Go through the listing and pick out each line with the word "React" in it.

#### [RECORDED DATA]
* Begin *

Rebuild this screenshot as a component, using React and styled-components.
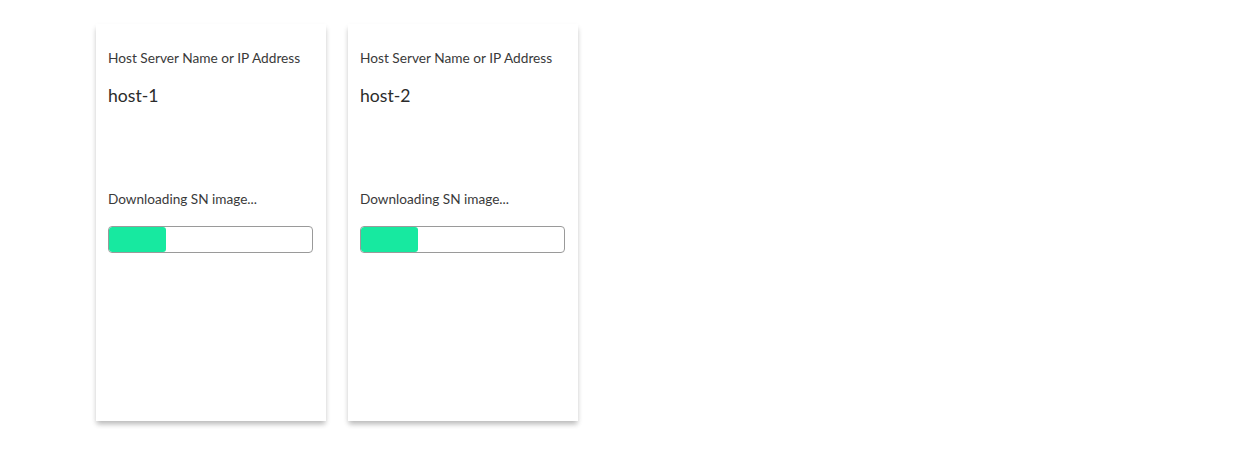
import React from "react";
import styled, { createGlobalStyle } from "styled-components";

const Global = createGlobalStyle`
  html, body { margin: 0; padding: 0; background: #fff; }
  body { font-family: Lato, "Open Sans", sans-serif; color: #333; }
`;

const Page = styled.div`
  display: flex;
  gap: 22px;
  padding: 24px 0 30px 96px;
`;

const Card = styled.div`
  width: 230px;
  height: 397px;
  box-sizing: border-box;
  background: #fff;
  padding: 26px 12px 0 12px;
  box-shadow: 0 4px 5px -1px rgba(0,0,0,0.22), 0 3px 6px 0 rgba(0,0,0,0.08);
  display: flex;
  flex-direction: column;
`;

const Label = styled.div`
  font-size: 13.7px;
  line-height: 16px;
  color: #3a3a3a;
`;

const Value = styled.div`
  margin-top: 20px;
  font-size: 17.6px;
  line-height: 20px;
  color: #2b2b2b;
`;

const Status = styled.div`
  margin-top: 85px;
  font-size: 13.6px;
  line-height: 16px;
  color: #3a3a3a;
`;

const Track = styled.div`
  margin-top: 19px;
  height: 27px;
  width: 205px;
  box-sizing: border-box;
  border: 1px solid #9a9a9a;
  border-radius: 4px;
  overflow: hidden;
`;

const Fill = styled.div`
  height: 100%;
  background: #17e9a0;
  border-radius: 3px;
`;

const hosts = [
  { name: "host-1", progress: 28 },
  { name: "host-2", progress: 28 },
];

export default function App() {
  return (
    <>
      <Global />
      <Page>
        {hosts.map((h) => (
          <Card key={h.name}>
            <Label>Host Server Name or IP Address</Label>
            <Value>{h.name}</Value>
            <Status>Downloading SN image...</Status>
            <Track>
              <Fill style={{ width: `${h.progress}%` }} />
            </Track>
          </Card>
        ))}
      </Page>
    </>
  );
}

* End *

#### [SOLUTION BELOW]
Rebuild this screenshot as a component, using React and styled-components.
import React from "react";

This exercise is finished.